# Kitchen wallpaper



## tenbuck4 (Aug 31, 2011)

In a moment of insanity, I agreed to have a halloween party. One of my problems is we have half finished home improvement projects. I am hoping to use this to my advantage. The kitchen has a hole in the ceiling from fixing a plumbing leak. Any ideas to play that up? I would also love to pick your brain on coming up with peeling wallpaper. I have huge rolls of craft paper in black and white. It's pretty stiff and I think any attempt to paint a wallpaper design on it would not look like an aged and peeling wallpaper. I love the creepy type haunted house not so much the gory.

Any help would be much appreciated.


----------



## Hauntiholik (May 17, 2006)

There are a few how-to videos that might work for your kitchen.

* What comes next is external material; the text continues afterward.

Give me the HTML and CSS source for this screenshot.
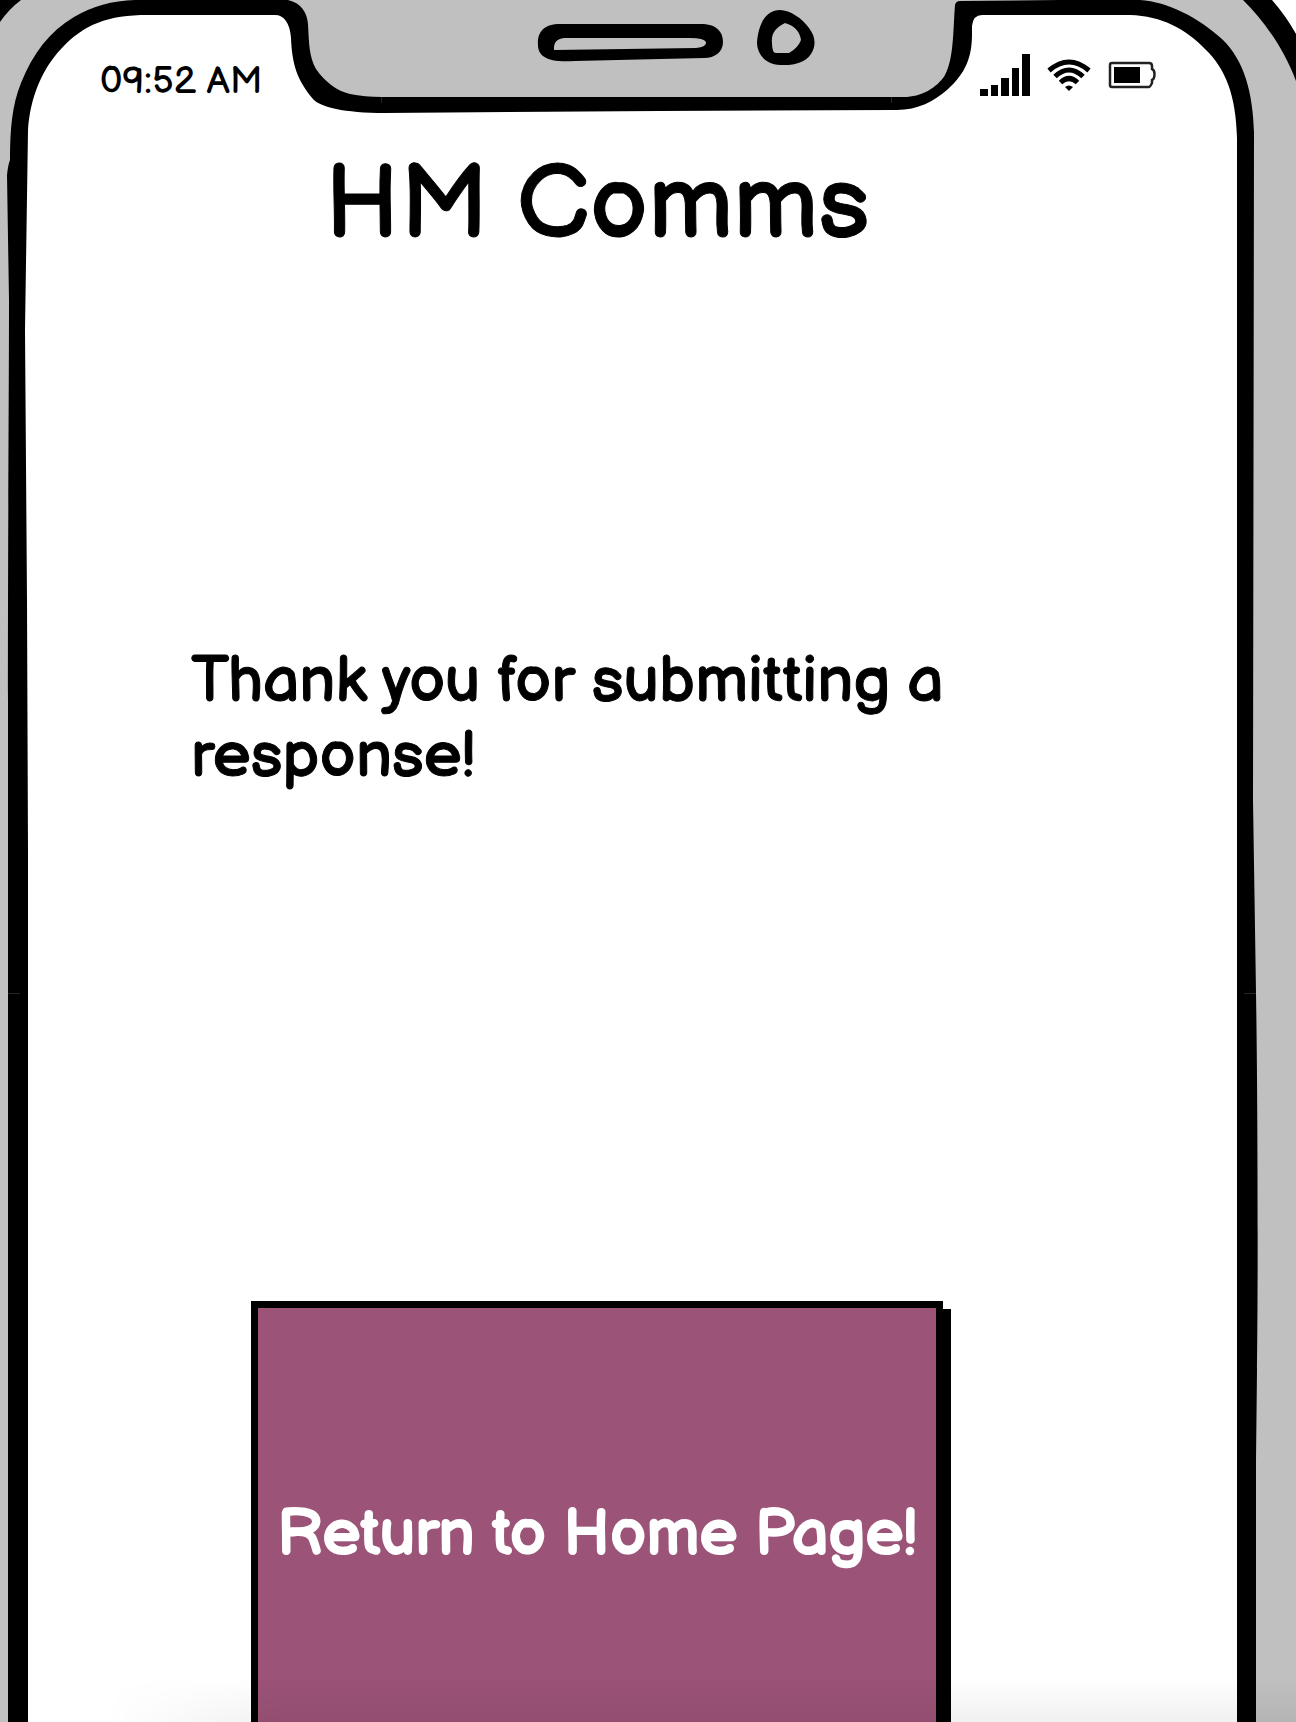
FILE: index.html
```html
<!DOCTYPE html>
<html lang="en">
<head>
  <meta charset="utf-8">
  <meta name="viewport" content="width=device-width, initial-scale=1">
  <title>HM Comms</title>
  <link rel="stylesheet" href="styles.css">
</head>
<body>
  <div class="phone">
    <svg class="phone-frame" viewBox="0 0 1296 1722" preserveAspectRatio="none" aria-hidden="true">
      <rect width="1296" height="1722" fill="#c0c0c0"/>
      <path d="M0 0H21Q9 9 0 22Z"/>
      <path fill="#fff" d="M1270 0H1296V34Q1284 14 1270 0Z"/>
      <path d="M1243 0H1272Q1286 16 1296 34V81C1284 49 1265 22 1243 0Z"/>
      <path d="M135 0H288C301 3 307 12 308 24C309 43 309 57 316 69C325 82 337 91 350 94C360 96 370 97 382 97H904C921 97 937 88 945 75C954 58 953 30 955 5Q956 1 960 1L1060 0H1140C1168 2 1198 17 1223 40C1244 61 1253 92 1254 133L1253 800L1256 993C1258 1110 1258 1300 1257 1370L1256 1460V1722H8V700C8 500 9 400 9 300L7 175Q8 165 10 160C10 130 12 105 21 83C33 53 50 31 74 17Q101 1 135 0Z"/>
      <path fill="#fff" d="M148 15H275C284 15 290 23 291 38C292 64 297 80 313 99C320 107 344 113 385 113L660 111L897 110C918 110 934 101 947 90C966 73 972 57 972 34V26Q973 15 982 15H1130C1162 16 1186 29 1205 49C1226 69 1236 96 1237 138V1722H28V850L27 600L25 330L28 130C30 98 42 69 61 49C84 24 108 15 148 15Z"/>
      <path fill-rule="evenodd" d="M560 24H704C717 25 723 32 723 42C723 52 715 58 704 58L660 59L575 61C547 63 538 56 538 45C537 31 545 24 560 24ZM564 38Q553 39 554 50L696 48Q707 47 706 42Q704 38 690 38Z"/>
      <path fill-rule="evenodd" d="M780 10C790 10 803 19 809 28C816 37 816 46 811 54Q803 66 780 65C765 64 757 54 757 42C759 20 768 10 780 10ZM785 23C775 28 771 34 772 43Q772 53 776 53H789Q798 48 801 40Q799 27 785 23Z"/>
      <path fill="none" stroke="#262626" d="M381.500 97V103M891.500 97V103M8 993.500H20M1244 993.500H1256"/>
    </svg>

    <header class="status-bar">
      <time class="clock" datetime="09:52">09:52 AM</time>
      <div class="indicators">
        <svg class="signal" width="50" height="42" viewBox="0 0 50 42" role="img" aria-label="Signal strength">
          <path d="M0 35H8V42H0ZM11 31H18V42H11ZM21 24H29V42H21ZM32 14H39V42H32ZM42 0H50V42H42Z"/>
        </svg>
        <svg class="wifi" width="44" height="32" viewBox="0 0 44 32" role="img" aria-label="Wi-Fi">
          <path d="M18 28Q22 25 26 28L22 32Z"/>
          <g fill="none" stroke="#000" stroke-width="5">
            <path d="M2 11.500Q22-5.500 42 11.500"/>
            <path d="M8 17.500Q22 4.500 36 17.500"/>
            <path d="M13.500 23.500Q22 15.500 30.500 23.500"/>
          </g>
        </svg>
        <svg class="battery" width="48" height="28" viewBox="0 0 48 28" role="img" aria-label="Battery">
          <path fill="none" stroke="#222" stroke-width="2.500" d="M4 2H41Q44 2 44 5V8Q46.500 9 46.500 13Q46.500 18 44 19V22Q42 26 41 26H4Q2 26 2 24V4Q2 2 4 2Z"/>
          <path d="M6 6H32V22H6Z"/>
        </svg>
      </div>
    </header>

    <main class="screen">
      <h1 class="title">HM Comms</h1>
      <p class="message">Thank you for submitting a response!</p>
      <button class="home-button" type="button">Return to Home Page!</button>
    </main>

    <div class="bottom-shade"></div>
  </div>
</body>
</html>
```
FILE: styles.css
```css
* {
  box-sizing: border-box;
}

body {
  margin: 0;
  background: #c0c0c0;
  color: #000;
  font-family: "Balsamiq Sans", Lato, "Open Sans", sans-serif;
  font-weight: 400;
}

.phone {
  position: relative;
  display: flex;
  flex-direction: column;
  height: 100vh;
  overflow: hidden;
}

.phone-frame {
  position: absolute;
  inset: 0;
  width: 100%;
  height: 100%;
}

.status-bar {
  position: relative;
  display: flex;
  flex: none;
  justify-content: space-between;
  align-items: flex-start;
  padding: 54px 140px 0 100px;
  height: 146px;
}

.clock {
  padding-top: 5px;
  font-size: 38px;
  line-height: 46px;
}

.indicators {
  display: flex;
  align-items: center;
  gap: 17px;
}

.screen {
  position: relative;
  display: flex;
  flex: none;
  flex-direction: column;
  align-items: center;
  padding: 0 102px 0 0;
}

.title {
  margin: 0;
  font-size: 103px;
  font-weight: 400;
  line-height: 120px;
  -webkit-text-stroke: 1px currentColor;
}

.message {
  align-self: stretch;
  margin: 378px 200px 0 191px;
  font-size: 64px;
  line-height: 75px;
  -webkit-text-stroke: 1px currentColor;
}

.home-button {
  width: 692px;
  height: 466px;
  margin-top: 507px;
  padding: 0;
  border: 7px solid #000;
  background: #9b5377;
  box-shadow: 8px 8px 0 #000;
  color: #fff;
  font: inherit;
  font-size: 64px;
  -webkit-text-stroke: 2px currentColor;
}

.bottom-shade {
  position: absolute;
  inset: auto 0 0;
  height: 44px;
  background: linear-gradient(to bottom, transparent, rgba(0, 0, 0, 0.06));
  mask-image: linear-gradient(to right, transparent 8%, #000 22%);
  pointer-events: none;
}
```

Here's one of them Reload this Page Bust (fake) holes in your walls! Cheap!


----------



## trishaanne (Aug 20, 2005)

You can also get a roll of the scene setter peeling wallpaper....very easy!


----------



## Manon (Aug 2, 2011)

If you wanted to use the craft paper, you could use a stencil pattern for the wallpaper part. It would be pretty easy to do something in black and red - very dark.


----------



## debbie5 (Mar 2, 2007)

Black craft paper= silhouettes for windows...a twisted, haunted tree or vines all over the house al la Jumanji...


----------



## hedg12 (Jul 6, 2008)

Have an arm hanging out of the hole in the ceiling like there's someone in the attic trying to break through.


----------